330 ↗(On Diff #81175)

(I take back what I wrote for the comment, was looking at the wrong place... So confusing!)

2

lib/Transforms/IPO/FunctionImport.cpp
330 ↗(On Diff #81175)

This code motion to use AdjThreshold instead of Threshold below seems like a standalone fix?

343 ↗(On Diff #81175)

All this logic to skip inserting in the worklist seems redundant with the new logic you added below while iterating over the work list (the latter seems to be a superset).

tejohnson added inline comments.Dec 14 2016, 6:54 AM
lib/Transforms/IPO/FunctionImport.cpp
330 ↗(On Diff #81175)

I'm fairly lost in the logic here between GetAdjustedThreshold and GetBonusMultiplier, still trying to make sense
of what we're currently doing here.

The difference is that GetBonusMultiplier is only applied to the current callsite, when the call is hot. It isn't recorded or passed down to the next level of calls (otherwise it would be compounded). GetAdjustedThreshold applies the decay factor for the next level of calls.

This code motion to use AdjThreshold instead of Threshold below seems like a standalone fix?

This isn't a fix per se. By itself this part of the change should be a no op.

E.g. before we would record the (non-decayed) Threshold in the ImportLists, which would then be pulled out into ProcessedThreshold and compared again to the (non-decayed) Threshold here the next time we saw this function.
With this change, we instead record the decayed AdjThreshold in the ImportLists, and compare against the new decayed AdjThreshold here the next time we see this function.

The reason for this change is so that we can compare the decayed threshold recorded in the Worklist to the threshold recorded in the ImportLists further down when we iterate through the Worklist. I.e. we need to compare apples to apples there.

343 ↗(On Diff #81175)

All this logic to skip inserting in the worklist seems redundant with the new logic you added
below while iterating over the work list (the latter seems to be a superset).

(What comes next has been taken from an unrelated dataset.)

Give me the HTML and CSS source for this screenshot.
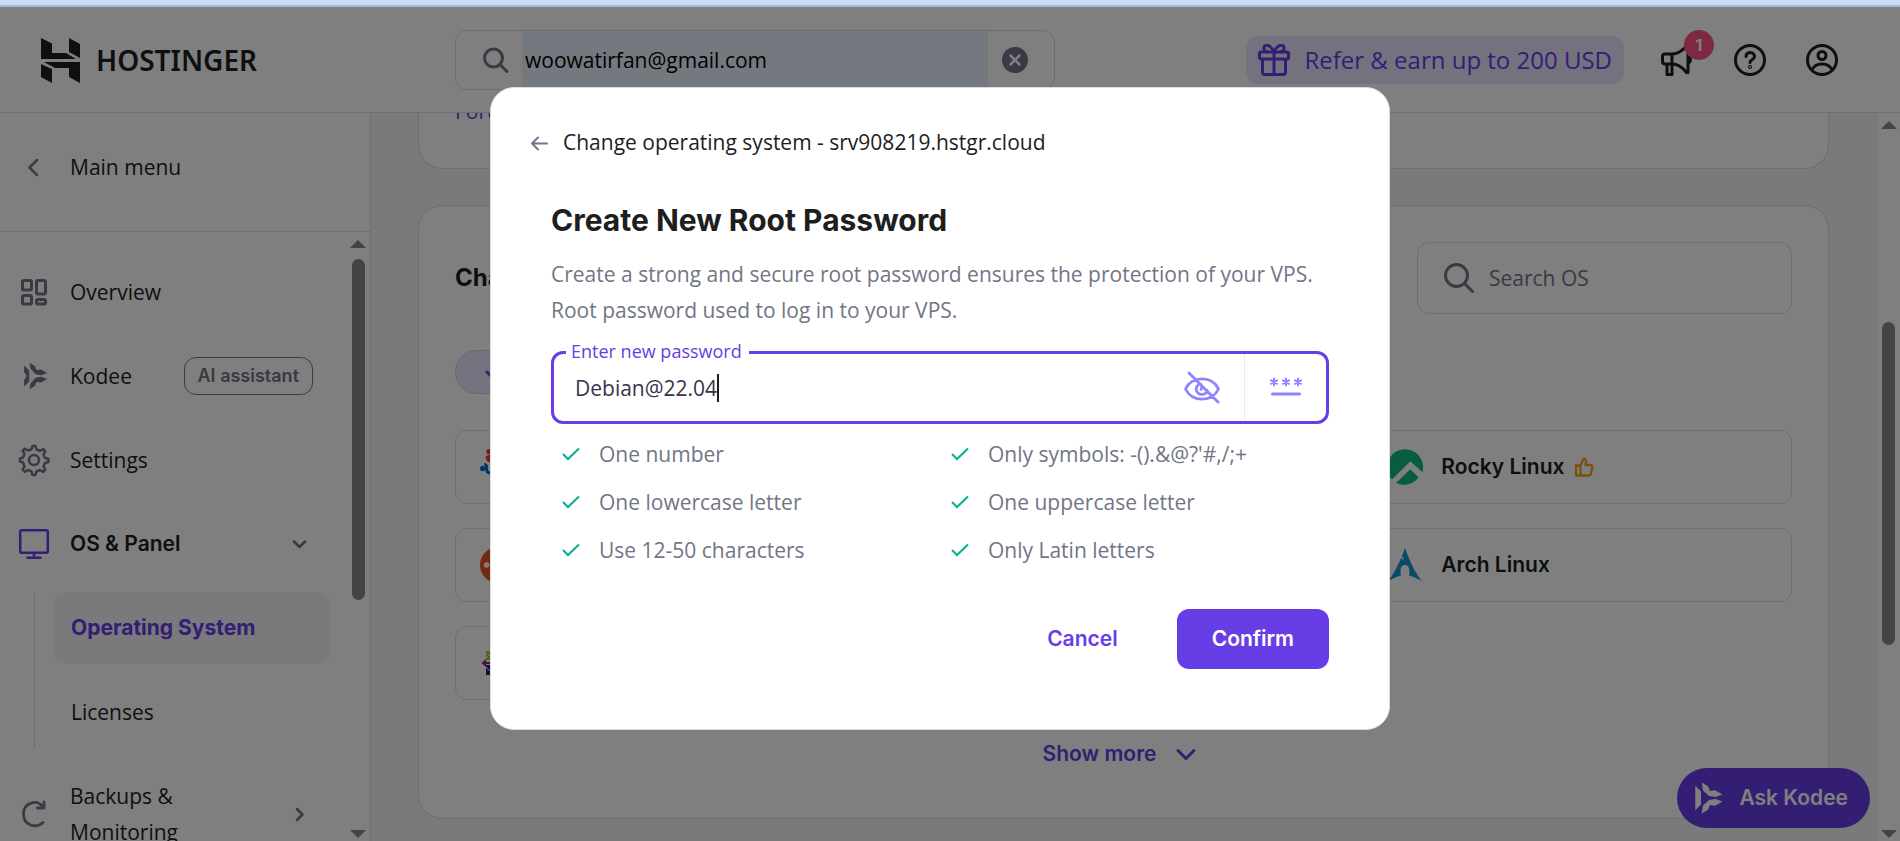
FILE: index.html
```html
<!DOCTYPE html>
<html lang="en">
<head>
<meta charset="utf-8">
<meta name="viewport" content="width=device-width, initial-scale=1">
<title>Operating System</title>
<link rel="stylesheet" href="styles.css">
</head>
<body>
<div class="strip"></div>
<div class="app">
  <header class="topbar">
    <a class="brand" href="#">
      <svg class="brand-mark" viewBox="0 0 39 45" fill="#1d1e20"><path d="M0 0l11 5.500V15h14l10 6H0zM28 0l11 6v14l-11-6zM3 24h36v21l-11-6v-9H14zM0 26l11 5v14L0 39z"/></svg>
      <span>HOSTINGER</span>
    </a>
    <div class="search">
      <svg class="i26" viewBox="0 0 26 26" fill="none" stroke="#727586" stroke-width="3" stroke-linecap="round"><circle cx="10.500" cy="11" r="9"/><path d="M17 17.500l7 7"/></svg>
      <input class="search-input" type="text" aria-label="Search" value="woowatirfan@gmail.com">
      <button class="plain" type="button" aria-label="Clear">
        <svg class="i26" viewBox="0 0 26 26"><circle cx="13" cy="13" r="13" fill="#727586"/><path d="M8.500 8.500l9 9M17.500 8.500l-9 9" stroke="#fff" stroke-width="2.500" stroke-linecap="round"/></svg>
      </button>
    </div>
    <div class="tools">
      <a class="refer" href="#">
        <svg class="i32" viewBox="0 0 32 32" fill="none" stroke="#673de6" stroke-width="3" stroke-linejoin="round"><rect x="1.500" y="8" width="29" height="7" rx="1.500"/><path d="M4.500 15v13q0 2.500 2.500 2.500h18q2.500 0 2.500-2.500V15M16 8v22M16 8C12-1 5 0 6 5q.5 3 4 3M16 8c4-9 11-8 10-3q-.5 3-4 3"/></svg>
        <span>Refer &amp; earn up to 200 USD</span>
      </a>
      <button class="plain bell" type="button" aria-label="News">
        <svg class="i36" viewBox="0 0 36 36" fill="none" stroke="#1d1e20" stroke-width="3" stroke-linejoin="round"><path d="M12 12H5q-2.500 0-2.500 2.500v5q0 2.500 2.500 2.500h7c6 0 11 4 14.500 8.500h1.500V4h-1.500C23 8 18 12 12 12zM12 12v10M7 22v10.500h5V22M28.500 14q4 3.500 0 7.500"/></svg>
        <span class="count">1</span>
      </button>
      <button class="plain" type="button" aria-label="Help">
        <svg class="i36" viewBox="0 0 36 36" fill="none" stroke="#1d1e20" stroke-width="3" stroke-linecap="round"><circle cx="18" cy="18" r="14.500"/><path d="M14 14.500c0-5.500 8.500-5 8.500 0 0 3.500-4.500 3-4.500 6"/><circle cx="18" cy="25" r=".6"/></svg>
      </button>
      <button class="plain" type="button" aria-label="Account">
        <svg class="i36" viewBox="0 0 36 36" fill="none" stroke="#1d1e20" stroke-width="3"><circle cx="18" cy="18" r="14.500"/><circle cx="18" cy="13.500" r="4"/><path d="M8 28c3.500-8 16.500-8 20 0"/></svg>
      </button>
    </div>
  </header>

  <div class="body">
    <aside class="sidebar">
      <a class="back" href="#">
        <svg class="i36" viewBox="0 0 36 36" fill="none" stroke="#727586" stroke-width="2.500" stroke-linecap="round" stroke-linejoin="round"><path d="M21 11l-7.500 7.500L21 26"/></svg>
        <span>Main menu</span>
      </a>
      <div class="nav-wrap">
        <nav class="nav">
          <a class="item" href="#">
            <svg class="i36" viewBox="0 0 36 36" fill="none" stroke="#727586" stroke-width="3"><rect x="6.500" y="6.500" width="9" height="9.500" rx="1.500"/><rect x="20.500" y="6.500" width="9" height="13.500" rx="1.500"/><rect x="6.500" y="21.500" width="9" height="8.500" rx="1.500"/><rect x="20.500" y="25.500" width="9" height="4.500" rx="1.500"/></svg>
            <span>Overview</span>
          </a>
          <a class="item" href="#">
            <svg class="i36" viewBox="-9 -5 42 42" fill="#727586"><path d="M.3 3.700l6.200 6V22.300l-6.200 6V21l3-5-3-5zM6.700.5L13 4.300l2 4.700 5-.7 7.500 4.200-7 2.500-6.500-1-6-6.500zM6.700 31.500l6.300-3.800 2-4.700 5 .7 7.500-4.200-7-2.500-6.500 1-6 6.500z"/></svg>
            <span>Kodee</span>
            <span class="tag">AI assistant</span>
          </a>
          <a class="item" href="#">
            <svg class="i36" viewBox="0 0 36 36" fill="none" stroke="#727586" stroke-width="2.500" stroke-linejoin="round"><circle cx="18" cy="18" r="5"/><path d="M15.500 7.500L16.500 4h3l1 3.500 3.500 1.500 3.200-1.800 2.100 2.100-1.800 3.200 1.500 3.500 3.500 1v3l-3.500 1-1.500 3.500 1.800 3.200-2.100 2.100-3.200-1.800-3.500 1.500-1 3.500h-3l-1-3.500-3.500-1.500-3.200 1.800-2.100-2.100 1.800-3.200L7 20.500l-3-1v-3l3-1L8.500 12 6.700 8.800l2.100-2.100L12 8.500z"/></svg>
            <span>Settings</span>
          </a>
          <a class="item open" href="#">
            <svg class="i36" viewBox="0 0 36 36" fill="none" stroke="#673de6" stroke-width="2.500" stroke-linecap="round"><rect x="4.200" y="4.200" width="27.600" height="22.600" rx="1.500"/><path d="M18 27v4.500M11.500 31.700h13"/></svg>
            <span>OS &amp; Panel</span>
            <svg class="i28 end" viewBox="0 0 28 28" fill="none" stroke="#727586" stroke-width="2.500" stroke-linecap="round" stroke-linejoin="round"><path d="M9 11.500l5.500 5.500 5.500-5.500"/></svg>
          </a>
          <div class="sub">
            <a class="subitem active" href="#">Operating System</a>
            <a class="subitem" href="#">Licenses</a>
          </div>
          <a class="item" href="#">
            <svg class="i36" viewBox="0 0 36 36" fill="none" stroke="#727586" stroke-width="2.800" stroke-linecap="round" stroke-linejoin="round"><path d="M27 26.500C20 33 7.500 29.500 7.500 18S21 2.500 27.500 11.500M28 6v6h-6.500"/></svg>
            <span class="wrap">Backups &amp; Monitoring</span>
            <svg class="i28 end" viewBox="0 0 28 28" fill="none" stroke="#727586" stroke-width="2.500" stroke-linecap="round" stroke-linejoin="round"><path d="M12 9l5.500 5.500L12 20"/></svg>
          </a>
        </nav>
        <div class="scroll side-scroll"><i class="up"></i><i class="thumb"></i><i class="down"></i></div>
      </div>
    </aside>

    <main class="main">
      <div class="content">
        <section class="card card-top"><a class="forum" href="#">Forum</a></section>
        <section class="card card-os">
          <div class="card-head">
            <h2>Change OS</h2>
            <div class="os-search">
              <svg class="i30" viewBox="0 0 30 30" fill="none" stroke="#727586" stroke-width="3" stroke-linecap="round"><circle cx="12.500" cy="12.500" r="11"/><path d="M20.500 20.500l8 8"/></svg>
              <input type="text" placeholder="Search OS" aria-label="Search OS">
            </div>
          </div>
          <button class="chip" type="button" aria-label="Filter"><svg class="i20" viewBox="0 0 20 20" fill="none" stroke="#673de6" stroke-width="3" stroke-linecap="round" stroke-linejoin="round"><path d="M3 10l4 4 9-9"/></svg></button>
          <div class="os-grid">
            <a class="os first" href="#"><svg class="i36" viewBox="0 0 36 36"><circle cx="2.700" cy="19.500" r="2.700" fill="#0069da"/><path d="M4 14q4 0 4 4v3q2 3 6 0l1 4q-5 2-9-1z" fill="#0069da"/><circle cx="9" cy="2.700" r="2.700" fill="#e73c4f"/><path d="M6 7q5-3 10 0v6H8q-3-3-2-6z" fill="#e73c4f"/></svg></a>
            <a class="os third" href="#"><svg class="i36" viewBox="0 0 36 36" fill="#10b981"><path d="M1.200 24.500A18 18 0 1 1 35.400 23L23.300 12.200 5 30.500a18 18 0 0 1-3.800-6zM9 34l14.300-13.800 8.200 8A18 18 0 0 1 9 34z"/></svg><span>Rocky Linux</span>
              <svg class="i20" viewBox="0 0 20 20" fill="none" stroke="#f5a014" stroke-width="2.300" stroke-linejoin="round"><path d="M6.500 8.500L9.500 2q3-.5 2.500 2.500L11.500 8H16q2.500 0 2.300 2.500l-1.300 6q-.5 2-2.500 2h-8zM6.500 8.500H2v10h4.500z"/></svg></a>
            <a class="os first" href="#"><svg class="i36" viewBox="0 0 36 36"><circle cx="18" cy="18" r="18" fill="#e95420"/><circle cx="6.500" cy="18" r="2.700" fill="#fff"/><circle cx="19" cy="18" r="8" fill="none" stroke="#fff" stroke-width="3"/></svg></a>
            <a class="os third" href="#"><svg class="i36" viewBox="0 0 36 36" fill="#1793d1"><path d="M18 1c4 11 8 21 16.500 33-4-2.700-8.200-4.300-12.300-5.300 1-9-1.500-10.700-4.200-10.700s-5.200 1.700-4.200 10.700C9.700 29.700 5.500 31.300 1.500 34 8 24.500 11 18.500 14 11l3 2.500-2-4.500z"/></svg><span>Arch Linux</span></a>
            <a class="os first" href="#"><svg class="i36" viewBox="0 0 36 36"><path d="M1.500 18l4.500-4v3h10v2H6v3z" fill="#932279"/><path d="M6 6h12v9H6z" fill="#9ccd2a"/><path d="M6 20h12v10H6z" fill="#262577"/><path d="M6 13l3.500-3.500L13 13M6 22l3.500 3.500L13 22" fill="none" stroke="#fff"/></svg></a>
          </div>
          <a class="more" href="#"><span>Show more</span><svg class="i36" viewBox="0 0 36 36" fill="none" stroke="#673de6" stroke-width="3" stroke-linecap="round" stroke-linejoin="round"><path d="M10 14.500l8 8 8-8"/></svg></a>
        </section>
      </div>
      <div class="scroll main-scroll"><i class="up"></i><i class="thumb"></i><i class="down"></i></div>
    </main>
  </div>

  <button class="ask" type="button">
    <svg class="i32" viewBox="0 0 32 32" fill="#fff"><path d="M.3 3.700l5.700 5.800V22.500l-5.700 5.800zM6.700.5L13 4.300l2 4.700 5-.7 7.500 4.200-7 2.500-6.500-1-6-5.500zM6.700 31.500l6.300-3.800 2-4.700 5 .7 7.500-4.200-7-2.500-6.500 1-6 5.500z"/></svg>
    <span>Ask Kodee</span>
  </button>

  <div class="overlay">
    <form class="modal" role="dialog" aria-labelledby="dlg-title">
      <div class="modal-head">
        <button class="plain" type="button" aria-label="Back"><svg class="i20" viewBox="0 0 20 20" fill="none" stroke="#727586" stroke-width="2" stroke-linecap="round" stroke-linejoin="round"><path d="M17 11.500H2M8 5.500l-6 6 6 6"/></svg></button>
        <span>Change operating system - srv908219.hstgr.cloud</span>
      </div>
      <div class="modal-body">
        <h1 id="dlg-title">Create New Root Password</h1>
        <p>Create a strong and secure root password ensures the protection of your VPS. Root password used to log in to your VPS.</p>
        <div class="field">
          <label for="pw">Enter new password</label>
          <div class="value"><input id="pw" type="text" value="Debian@22.04"><i class="caret"></i></div>
          <button class="plain eye" type="button" aria-label="Show password">
            <svg class="i36" viewBox="0 0 36 36" fill="none" stroke="#8c85ff" stroke-width="2.800" stroke-linecap="round"><path d="M1.500 19C8 5.500 28 5.500 34.500 19 28 32.500 8 32.500 1.500 19zM5 3l29 29M15 14c-6 5-1 12 5 10 2-.5 3-2 3-3.500M17 14.500q1.500 3 0 5"/></svg>
          </button>
          <button class="plain gen" type="button" aria-label="Generate password">
            <svg class="i36" viewBox="0 0 36 36" fill="none" stroke="#8c85ff" stroke-width="2" stroke-linecap="round"><path d="M6 8.500v7M3 10.300l6 3.500M9 10.300l-6 3.500M18 8.500v7M15 10.300l6 3.500M21 10.300l-6 3.500M30 8.500v7M27 10.300l6 3.500M33 10.300l-6 3.500"/><path d="M4.500 24h27" stroke-width="3.200"/></svg>
          </button>
        </div>
        <ul class="rules">
          <li><svg class="i20" viewBox="0 0 20 20"><path d="M2 10l5 5L18 4.500"/></svg>One number</li>
          <li><svg class="i20" viewBox="0 0 20 20"><path d="M2 10l5 5L18 4.500"/></svg>Only symbols: -().&amp;@?'#,/;+</li>
          <li><svg class="i20" viewBox="0 0 20 20"><path d="M2 10l5 5L18 4.500"/></svg>One lowercase letter</li>
          <li><svg class="i20" viewBox="0 0 20 20"><path d="M2 10l5 5L18 4.500"/></svg>One uppercase letter</li>
          <li><svg class="i20" viewBox="0 0 20 20"><path d="M2 10l5 5L18 4.500"/></svg>Use 12-50 characters</li>
          <li><svg class="i20" viewBox="0 0 20 20"><path d="M2 10l5 5L18 4.500"/></svg>Only Latin letters</li>
        </ul>
        <div class="actions">
          <button class="btn" type="button">Cancel</button>
          <button class="btn primary" type="button">Confirm</button>
        </div>
      </div>
    </form>
  </div>
</div>
</body>
</html>
```
FILE: styles.css
```css
* { box-sizing: border-box; }

:root {
  --ink: #1d1e20;
  --gray: #727586;
  --line: #dadce0;
  --brand: #673de6;
  --strong: "Inter", "Liberation Sans", sans-serif;
}

body {
  margin: 0;
  height: 100vh;
  display: flex;
  flex-direction: column;
  overflow: hidden;
  font: 400 21px/36px "Open Sans", "Liberation Sans", sans-serif;
  color: var(--ink);
  background: #fff;
}

a { color: inherit; text-decoration: none; }
h1, h2, p, ul { margin: 0; padding: 0; }
input, button { font: inherit; color: inherit; }
input { border: 0; outline: 0; background: none; min-width: 0; padding: 0; }
svg { display: block; flex: none; }

.plain { border: 0; background: none; padding: 0; display: block; }
.i20 { width: 20px; height: 20px; }
.i26 { width: 26px; height: 26px; }
.i28 { width: 28px; height: 28px; }
.i30 { width: 30px; height: 30px; }
.i32 { width: 32px; height: 32px; }
.i36 { width: 36px; height: 36px; }

.strip { flex: none; height: 7px; background: #cbdcf7; border-bottom: 2px solid #a9bbd9; }
.app { position: relative; flex: 1; min-height: 0; display: flex; flex-direction: column; }

/* Top bar */
.topbar {
  flex: none;
  display: flex;
  align-items: center;
  padding: 23px 60px 22px 41px;
  border-bottom: 1px solid var(--line);
}
.brand { flex: 0 0 414px; display: flex; align-items: center; gap: 16px; font: 600 28px/36px "Noto Sans", sans-serif; }
.brand-mark { width: 39px; height: 45px; }
.search {
  flex: 0 1 600px;
  display: flex;
  align-items: center;
  padding: 0 26px 0 27px;
  border: 1px solid var(--line);
  border-radius: 12px;
}
.search-input { flex: 1; height: 58px; margin: 0 14px 0 13px; padding: 0 3px; background: #e8f0fe; color: #000; }
.tools { margin-left: auto; display: flex; align-items: center; gap: 36px; }
.refer {
  display: flex;
  align-items: center;
  gap: 14px;
  padding: 6px 12px;
  border-radius: 12px;
  background: #ebe4ff;
  color: var(--brand);
  font-size: 24px;
}
.bell { position: relative; }
.count {
  position: absolute;
  top: -12px;
  right: -18px;
  width: 30px;
  height: 30px;
  border-radius: 50%;
  background: #fc5185;
  color: #fff;
  font: 700 16px/30px var(--strong);
  text-align: center;
}

.body { flex: 1; min-height: 0; display: flex; }

/* Sidebar */
.sidebar { flex: 0 0 371px; display: flex; flex-direction: column; border-right: 1px solid var(--line); }
.back {
  flex: none;
  display: flex;
  align-items: center;
  gap: 18px;
  padding: 36px 16px 46px;
  border-bottom: 1px solid var(--line);
}
.nav-wrap { flex: 1; min-height: 0; display: flex; overflow: hidden; }
.nav { flex: 1; display: flex; flex-direction: column; gap: 12px; padding: 24px 16px; }
.item { flex: none; display: flex; align-items: center; gap: 18px; padding: 18px 17px 18px 0; }
.open { font-family: var(--strong); font-weight: 600; }
.end { margin-left: auto; }
.tag {
  margin: -1px 0 -1px auto;
  padding: 0 13px;
  border: 1px solid var(--gray);
  border-radius: 12px;
  color: var(--gray);
  font: 600 18px/36px var(--strong);
}
.wrap { width: 130px; }
.sub { flex: none; display: flex; flex-direction: column; gap: 12px; margin-left: 18px; padding-left: 18px; border-left: 1px solid var(--line); }
.subitem { padding: 18px; border-radius: 12px; }
.active { background: #f4f4fb; color: var(--brand); font-family: var(--strong); font-weight: 700; }

/* Drawn scroll bars */
.scroll { flex: none; display: flex; flex-direction: column; align-items: center; padding: 8px 0 3px; background: #fff; }
.up, .down { border: 8px solid transparent; }
.up { border-top: 0; border-bottom-color: #888; }
.down { border-bottom: 0; border-top-color: #888; margin-top: auto; }
.thumb { width: 13px; border-radius: 7px; background: #888; }
.side-scroll { width: 24px; }
.side-scroll .thumb { margin-top: 11px; height: 57%; }
.main-scroll { width: 23px; }
.main-scroll .thumb { margin-top: 193px; height: 45%; }

/* Main column */
.main { flex: 1; min-width: 0; display: flex; background: #f4f4fb; overflow: hidden; }
.content { flex: 1; min-width: 0; display: flex; flex-direction: column; gap: 36px; padding: 0 48px 0 47px; }
.card { flex: none; background: #fff; border: 1px solid var(--line); border-radius: 24px; padding: 36px; }
.card-top { border-top: 0; border-radius: 0 0 24px 24px; padding: 0 36px 40px; overflow: hidden; }
.forum { display: block; margin-top: -20px; margin-bottom: -1px; color: var(--brand); }
.card-os { padding-bottom: 40px; }
.card-head { display: flex; align-items: center; justify-content: space-between; }
h2 { font: 700 24px/36px var(--strong); }
.os-search {
  flex: 0 1 375px;
  display: flex;
  align-items: center;
  gap: 15px;
  padding: 0 26px;
  border: 1px solid var(--line);
  border-radius: 12px;
}
.os-search input { flex: 1; height: 70px; }
.os-search input::placeholder { color: var(--gray); opacity: 1; }
.chip { display: flex; align-items: center; margin: 36px 0; height: 44px; padding: 0 28px; border: 1px solid #d5cfe8; border-radius: 22px; background: #ebe4ff; }
.os-grid { display: grid; grid-template-columns: repeat(3, 1fr); gap: 24px; }
.os {
  display: flex;
  align-items: center;
  gap: 18px;
  padding: 18px 24px;
  border: 1px solid var(--line);
  border-radius: 12px;
  font-family: var(--strong);
  font-weight: 600;
}
.os .i20 { margin-left: -9px; }
.first { grid-column: 1; }
.third { grid-column: 3; }
.more { display: flex; align-items: center; justify-content: center; gap: 12px; margin-top: 30px; padding: 6px 0; color: var(--brand); font-family: var(--strong); font-weight: 600; }

.ask {
  position: absolute;
  right: 30px;
  bottom: 13px;
  display: flex;
  align-items: center;
  gap: 12px;
  padding: 12px 22px 12px 18px;
  border: 0;
  border-radius: 30px;
  background: var(--brand);
  color: #fff;
  font-family: var(--strong);
  font-weight: 600;
}

/* Dialog */
.overlay {
  position: absolute;
  inset: 0;
  display: flex;
  align-items: flex-start;
  justify-content: center;
  padding: 80px 20px 0 0;
  background: rgba(0, 0, 0, .5);
}
.modal { width: min(900px, 100%); padding: 36px 0 60px; border: 1px solid var(--line); border-radius: 24px; background: #fff; }
.modal-head { display: flex; align-items: center; gap: 13px; padding: 0 39px; }
.modal-body { padding: 38px 60px 0; }
h1 { font: 700 30px/44px var(--strong); }
p { margin: 14px 0 23px; color: var(--gray); }
.field { position: relative; display: flex; border: 3px solid var(--brand); border-radius: 12px; }
.field label {
  position: absolute;
  top: -15px;
  left: 12px;
  padding: 0 7px 0 5px;
  background: #fff;
  color: var(--brand);
  font-size: 18px;
  line-height: 24px;
}
.value { position: relative; flex: 1; }
.value input { width: 100%; height: 67px; padding-left: 21px; color: #36344d; }
.caret { position: absolute; left: 163px; top: 20px; width: 2px; height: 28px; background: var(--ink); }
.eye { padding: 0 24px; }
.gen { padding: 0 22px 0 23px; border-left: 1px solid #ebebf2; }
.rules { display: grid; grid-template-columns: 1fr 1fr; margin-top: 6px; list-style: none; color: var(--gray); }
.rules li { display: flex; align-items: center; gap: 18px; padding: 6px 10px; }
.rules path { fill: none; stroke: #00b090; stroke-width: 2; }
.actions { display: flex; justify-content: flex-end; gap: 24px; margin-top: 35px; }
.btn { padding: 12px 35px; border: 0; border-radius: 12px; background: none; color: var(--brand); font-family: var(--strong); font-weight: 600; }
.primary { background: var(--brand); color: #fff; }
```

It's true that with the change I am adding below where we iterate over the work list this is no longer strictly necessary. However, there's no good reason to insert into the work list again with a lower threshold if we know we have already added this function with a higher threshold, it will just make the work list longer for no benefit. And will require a redundant add of this GUID to the ExportList below - all easily avoidable since we have to access the current threshold anyway to update it above.

The handling I added below to skip work list items when we pull them off the work list is to handle the case where we later added the function at a higher threshold (and it was already in the work list at the earlier lower threshold).

mehdi_amini added inline comments.Dec 14 2016, 8:45 AM
lib/Transforms/IPO/FunctionImport.cpp
330 ↗(On Diff #81175)

The difference is that GetBonusMultiplier is only applied to the current callsite, when the call is hot. It isn't recorded or passed down to the next level of calls (otherwise it would be compounded). GetAdjustedThreshold applies the decay factor for the next level of calls.

Yeah I got it in the end, still not straightfoward from the code. I though about improving but can't figure :)
A high level description may be helpful, I'll think about it.

This isn't a fix per se. By itself this part of the change should be a no op.

E.g. before we would record the (non-decayed) Threshold in the ImportLists, which would then be pulled out into > ProcessedThreshold and compared again to the (non-decayed) Threshold here the next time we saw this function.
With this change, we instead record the decayed AdjThreshold in the ImportLists, and compare against the new decayed AdjThreshold here the next time we see this function.

I was considering the case where a function can be reached from a hot path or from a call path, and it didn't seem like a NFC change. For instance,

  1. first visit with a cold edge and a threshold of 100 -> set ProcessedThreshold to 100 and push the decayed threshold, let say 70, on the stack.
  2. visit with a hot edge and a threshold of 99 -> compare to the previous ProcessedThreshold and decide to not push on the stack.

With your change, I believe we would:

  1. first visit with the cold edge with a threshold of 100 -> set ProcessedThreshold to the decayed threshold of 70 and push it on the stack.
  2. visit with the hot edge and a threshold of 99 -> compare to the previous ProcessedThreshold and decide to set ProcessedThreshold to the decayed threshold of 99 and push it on the stack.
tejohnson added inline comments.Dec 14 2016, 8:59 AM
lib/Transforms/IPO/FunctionImport.cpp
330 ↗(On Diff #81175)

Gah - you're right! This change indeed fixes a bug in the logic, where we could have been missing imports along some hot paths. I will come up with a test case that is affected by this change.

Do you want me to split this into a different patch on Phab, or is it enough to commit separately with a test case?

Regarding the confusing handling of different bonuses, let me add a comment where we compute these two different adjustments.

mehdi_amini accepted this revision.Dec 14 2016, 9:13 AM
mehdi_amini edited edge metadata.

LGTM.

(I'm fine with you committing separately without a new revision on Phab)

This revision is now accepted and ready to land.Dec 14 2016, 9:13 AM
tejohnson updated this revision to Diff 81623.Dec 15 2016, 11:12 AM
tejohnson edited edge metadata.

Remove non-NFC change split out and committed in r289843.

tejohnson updated this object.Dec 15 2016, 11:14 AM
This revision was automatically updated to reflect the committed changes.